IFS says inflation means benefit freeze cuts deeper
Since the British people ‘took back control’ and stuck it to the elites on June 23, the pound has fallen to a 31 year low. While the Brexit press has tried to spin this as a good thing, the facts tell a different story.
As the Institute for Fiscal Studies (IFS) finds today, a weak pound means rising prices, which would be bad enough for low-income people. But since we have a Tory government, this inflation comes amid a freeze on benefits and tax credits, as part a £12 billion cut to social security spending.
This means 11.5 million families will see an even greater real terms cut to their incomes as a result of sterling’s nose dive. Thanks Brexit!
How much worse off will they be?
Well, take a look at this graph:
A benefits freeze would have cut incomes for those 11.5 million families on average by four per cent, losing them £260 per year, and saving the government £3 billion.

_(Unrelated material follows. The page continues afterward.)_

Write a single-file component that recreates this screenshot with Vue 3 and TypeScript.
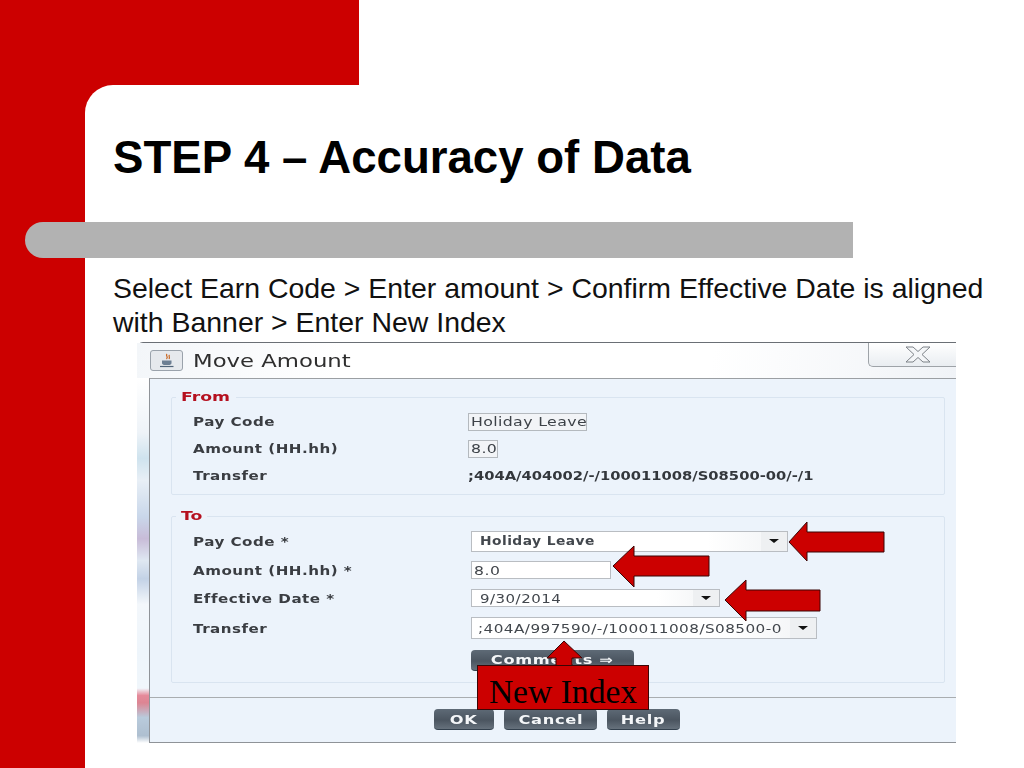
<script setup lang="ts">
const fromRows = [
  { label: 'Pay Code', value: 'Holiday Leave', cls: 'ro-box ro-leave' },
  { label: 'Amount (HH.hh)', value: '8.0', cls: 'ro-box ro-amount' },
  { label: 'Transfer', value: ';404A/404002/-/100011008/S08500-00/-/1', cls: 'ro-plain' },
]
const toRows = [
  { label: 'Pay Code *', value: 'Holiday Leave', cls: 'pay', kind: 'select' },
  { label: 'Amount (HH.hh) *', value: '8.0', cls: 'amount', kind: 'input' },
  { label: 'Effective Date *', value: '9/30/2014', cls: 'date', kind: 'select' },
  { label: 'Transfer', value: ';404A/997590/-/100011008/S08500-0', cls: 'transfer', kind: 'select' },
]
const arrows = [
  '789,542 807,522 807,532 884,532 884,552 807,552 807,561',
  '613,566 634,546 634,556 709,556 709,576 634,576 634,587',
  '725,600 746,580 746,590 820,590 820,611 746,611 746,621',
  '564,641 582,658 572,658 572,666 556,666 556,658 547,658',
]
const footerButtons = [
  { text: 'OK', cls: 'ok' },
  { text: 'Cancel', cls: 'cancel' },
  { text: 'Help', cls: 'help' },
]
</script>

<template>
  <div class="slide">
    <div class="top-red"></div>
    <div class="body">
      <main class="main">
        <h1 class="title">STEP 4 – Accuracy of Data</h1>
        <div class="bar"></div>
        <p class="lead">Select Earn Code &gt; Enter amount &gt; Confirm Effective Date is aligned<br />with Banner &gt; Enter New Index</p>

        <section class="dialog">
          <header class="titlebar">
            <span class="app-icon">
              <svg width="20" height="15" viewBox="0 0 20 15" fill="none">
                <path d="M10 1C8 3 12 3.500 9.500 6M12.500 2C11 3.500 13.500 4 12 6" stroke="#c8641e" stroke-width="1.200" />
                <path d="M5 7.500H14.500V10C14.500 11.500 13 12 11.500 12H8C6.500 12 5 11.500 5 10Z" fill="#6d7f93" />
                <path d="M3 13.500H16.500" stroke="#52657a" stroke-width="1.200" />
              </svg>
            </span>
            <span class="dialog-title">Move Amount</span>
            <span class="close">
              <svg width="28" height="17" viewBox="0 0 28 17" fill="#f4f6f8" stroke="#7d8288" stroke-width="1">
                <path d="M2 1H9L14 5.500L19 1H26L18 8.500L26 16H19L14 11.500L9 16H2L10 8.500Z" />
              </svg>
            </span>
          </header>
          <div class="frame">
            <div class="strip"></div>
            <div class="panel">
              <div class="sets">
                <fieldset class="set from">
                  <legend class="legend-from"><span>From</span></legend>
                  <div class="grid from-grid">
                    <template v-for="row in fromRows" :key="row.label">
                      <span class="label">{{ row.label }}</span>
                      <span :class="row.cls"><span class="value-text">{{ row.value }}</span></span>
                    </template>
                  </div>
                </fieldset>
                <fieldset class="set to">
                  <legend class="legend-to"><span>To</span></legend>
                  <div class="grid to-grid">
                    <template v-for="row in toRows" :key="row.cls">
                      <span class="label">{{ row.label }}</span>
                      <span class="control" :class="[row.cls, row.kind]">
                        <span class="control-text">{{ row.value }}</span>
                        <span v-if="row.kind === 'select'" class="caret"><i></i></span>
                      </span>
                    </template>
                    <span></span>
                    <button class="btn comments" type="button"><span>Comments ⇒</span></button>
                  </div>
                </fieldset>
              </div>
              <footer class="footer">
                <button v-for="b in footerButtons" :key="b.cls" class="btn" :class="b.cls" type="button"><span>{{ b.text }}</span></button>
              </footer>
            </div>
          </div>
        </section>
      </main>
    </div>

    <svg class="arrows" width="1024" height="768" viewBox="0 0 1024 768">
      <polygon v-for="(p, i) in arrows" :key="i" :points="p" fill="#cc0000" stroke="#3a0505" stroke-width="1" />
    </svg>
    <div class="new-index">New Index</div>
  </div>
</template>

<style>
html, body { margin: 0; background: #fff; }
</style>

<style scoped>
.slide {
  position: relative;
  width: 1024px;
  height: 768px;
  overflow: hidden;
  background: #fff;
  font-family: "Liberation Sans", Arial, sans-serif;
}
.top-red { width: 359px; height: 85px; background: #cc0000; }
.body { height: 683px; background: linear-gradient(90deg, #cc0000 0 200px, #fff 200px); }
.main {
  height: 100%;
  box-sizing: border-box;
  margin-left: 85px;
  padding: 46px 0 0 28px;
  background: #fff;
  border-top-left-radius: 28px;
}
.title {
  margin: 0;
  height: 54px;
  font-size: 45.600px;
  line-height: 54px;
  font-weight: 700;
  color: #000;
  white-space: nowrap;
}
.bar {
  width: 828px;
  height: 36px;
  margin: 37px 0 0 -88px;
  border-radius: 18px 0 0 18px;
  background: #b2b2b2;
}
.lead {
  margin: 13px 0 0;
  font-size: 28.440px;
  line-height: 34px;
  color: #111;
  white-space: nowrap;
}
.dialog {
  width: 819px;
  height: 401px;
  margin: 3px 0 0 24px;
  display: flex;
  flex-direction: column;
  border-top: 1px solid #6a6f75;
  border-top-left-radius: 6px;
  background: #fff;
  filter: blur(0.5px);
  font-family: "DejaVu Sans", sans-serif;
  box-sizing: border-box;
}
.titlebar {
  height: 35px;
  flex: none;
  display: flex;
  align-items: center;
  padding-left: 13px;
  background: linear-gradient(100deg, #f3f6f9 0, #fff 25%, #fff 70%, #f0f3f7 100%);
}
.app-icon {
  width: 31px;
  height: 19px;
  display: flex;
  align-items: center;
  justify-content: center;
  border: 1px solid #9aa2ab;
  border-radius: 3px;
  background: #e6e9ed;
}
.dialog-title {
  margin-left: 10px;
  font-size: 17.500px;
  color: #2e2e2e;
  white-space: nowrap;
  transform: scaleX(1.3);
  transform-origin: left center;
}
.close {
  margin-left: auto;
  align-self: flex-start;
  width: 88px;
  height: 24px;
  box-sizing: border-box;
  padding: 3px 0 0 35px;
  border-left: 1px solid #9ea3a8;
  border-bottom: 1px solid #9ea3a8;
  border-bottom-left-radius: 5px;
  background: linear-gradient(180deg, #fff, #e9edf1);
}
.close svg { display: block; }
.frame { flex: 1; display: flex; min-height: 0; }
.strip {
  width: 12px;
  flex: none;
  background: linear-gradient(180deg,
    #fff 0, #eef3f8 15%, #cfe3ee 22%, #e8eff6 28%, #c9d7ea 38%, #c8bcd8 44%, #dfe8f2 50%,
    #c3d2e6 55%, #f3f7fb 62%, #eef5fb 75%, #f0f6fb 85%, #e58a9a 87%, #dd8593 89%, #b9cbdc 93%, #aebfd0 98%, #fff 100%);
}
.panel {
  flex: 1;
  min-width: 0;
  display: flex;
  flex-direction: column;
  border-top: 1px solid #9b9fa3;
  border-left: 1px solid #8f9398;
  border-bottom: 1px solid #8f9398;
  background: #ecf3fb;
}
.sets {
  padding: 11px 11px 0 21px;
  display: flex;
  flex-direction: column;
  gap: 14px;
}
.set {
  margin: 0;
  padding: 0;
  border: 1px solid #d9e4f0;
  border-radius: 2px;
  min-width: 0;
}
.from { height: 105px; box-sizing: border-box; }
.to { height: 174px; box-sizing: border-box; }
legend {
  box-sizing: border-box;
  margin-left: 4px;
  padding: 0 0 0 5px;
  font-size: 11.500px;
  line-height: 14px;
  font-weight: 700;
  color: #b5101f;
}
legend span {
  display: inline-block;
  transform: scaleX(1.5);
  transform-origin: left center;
}
.legend-from { width: 60px; }
.legend-to { width: 31px; }
.grid { display: grid; align-items: center; justify-items: start; padding-left: 21px; }
.from-grid {
  padding-top: 4px;
  grid-template-columns: 275px 1fr;
  grid-auto-rows: 27px;
}
.to-grid {
  padding-top: 3px;
  grid-template-columns: 278px 1fr;
  grid-template-rows: 30px 28px 28px 32px 32px;
}
.label {
  display: inline-block;
  font-size: 12.500px;
  font-weight: 700;
  letter-spacing: 0.400px;
  color: #3a3d42;
  white-space: nowrap;
  transform: scaleX(1.21);
  transform-origin: left center;
}
.value-text {
  display: inline-block;
  transform-origin: left center;
  white-space: nowrap;
}
.ro-box {
  box-sizing: border-box;
  height: 18px;
  padding-left: 2px;
  line-height: 16px;
  font-size: 12.500px;
  color: #3d4248;
  letter-spacing: 0.300px;
  border: 1px solid #b4b9be;
  background: #f2f4f7;
}
.ro-leave { width: 119px; }
.ro-amount { width: 30px; }
.ro-box .value-text { transform: scaleX(1.26); }
.ro-plain {
  font-size: 12.500px;
  font-weight: 700;
  color: #33373c;
}
.ro-plain .value-text { transform: scaleX(1.18); }
.control {
  box-sizing: border-box;
  display: flex;
  align-items: center;
  padding-left: 8px;
  border: 1px solid #b9bdc2;
  background: linear-gradient(90deg, #fff 75%, #f1f3f5);
  font-size: 12.500px;
  color: #42474d;
  letter-spacing: 0.400px;
  white-space: nowrap;
}
.control-text { flex: 1; display: inline-block; transform-origin: left center; }
.pay { width: 317px; height: 21px; font-weight: 700; font-size: 12px; }
.pay .control-text { transform: scaleX(1.15); }
.amount { width: 140px; height: 18px; padding-left: 2px; background: #fff; }
.amount .control-text { transform: scaleX(1.25); }
.date { width: 249px; height: 18px; }
.date .control-text { transform: scaleX(1.2); }
.transfer { width: 346px; height: 22px; padding-left: 6px; }
.transfer .control-text { transform: scaleX(1.22); letter-spacing: 0.350px; }
.caret {
  width: 26px;
  align-self: stretch;
  flex: none;
  display: flex;
  align-items: center;
  justify-content: center;
  background: #eef0f2;
}
.caret i {
  width: 0;
  height: 0;
  border-left: 5px solid transparent;
  border-right: 5px solid transparent;
  border-top: 4px solid #111;
}
.btn {
  box-sizing: border-box;
  height: 21px;
  padding: 0;
  border: 0;
  border-bottom: 1px solid #33404d;
  border-radius: 4px;
  background: linear-gradient(180deg, #5e6a76 0, #4b5560 55%, #66717c 100%);
  color: #f4f6f8;
  font-family: "DejaVu Sans", sans-serif;
  font-size: 12.500px;
  font-weight: 700;
  letter-spacing: 0.500px;
}
.btn span { display: inline-block; transform: scaleX(1.3); white-space: nowrap; }
.comments { width: 163px; }
.footer {
  margin-top: 14px;
  flex: 1;
  display: flex;
  gap: 10px;
  padding: 11px 0 0 284px;
  border-top: 1px solid #a9adb0;
}
.ok { width: 60px; }
.cancel { width: 93px; }
.help { width: 73px; }
.arrows { position: absolute; left: 0; top: 0; pointer-events: none; }
.new-index {
  position: absolute;
  left: 477px;
  top: 665px;
  width: 172px;
  height: 45px;
  box-sizing: border-box;
  border: 1px solid #3a0505;
  background: #cc0000;
  color: #000;
  font-family: "Liberation Serif", serif;
  font-size: 33.600px;
  line-height: 52px;
  text-align: center;
  white-space: nowrap;
}
</style>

But given the latest inflation forecast, this jumps to six per cent, costing those families £360 per year, and saving the government an extra £1.2 billion.
In other words, Tories plus Brexit equals £100 less for 11.5 million low-income families.
It gets worse. As the IFS puts it:
“Greater losses are found among families – typically those on lower incomes – who receive more in benefits.
For example, ignoring the 3.2 million families who only receive child benefit, the average loss from higher inflation rises to £140 per year (from £330 to £470).”
You can read that off the right-hand side of the graph above.
While Brexit has meant giving pro-Brexit politicians more ‘control’ than they know what to do with, it will drive some of the poorest families in Britain – in whose name those politicians claim to speak – further into poverty.
This is an appalling betrayal. Many of those families will have voted Leave on the explicit promise of having more money, not less. (And no, it’s not ‘unpatriotic moaning’ to say so.)
As the IFS notes, ‘there is a reason that benefits are uprated in line with prices by default – since one purpose of benefits is to provide a minimum standard of living, their level should reflect the cost of purchasing the goods and services required to provide that minimum standard.’
“While it is perfectly reasonable to argue – as the 2015 Conservative Party manifesto did – that the working age benefit system should be made less generous over this parliament, it is hard to see why the appropriate size of cut should be arbitrarily determined by the impact of movements in sterling on prices.”
It’s so hard to see, in fact, that one could even suspect the answer doesn’t exist. This benefit freeze should be scrapped.
In the words of Lib Dem treasury spokesperson Susan Kramer, doing so is ‘morally necessary’, as well as the only sensible economic policy – assuming of course Theresa May wants to avoid a recession.
The alternative is to continue to slash incomes at a time of rising prices and economic wobble, and pray it doesn’t stunt GDP.
Thank heavens Britain avoided economic chaos by not voting for Ed Miliband last year. We really dodged a bullet on that one.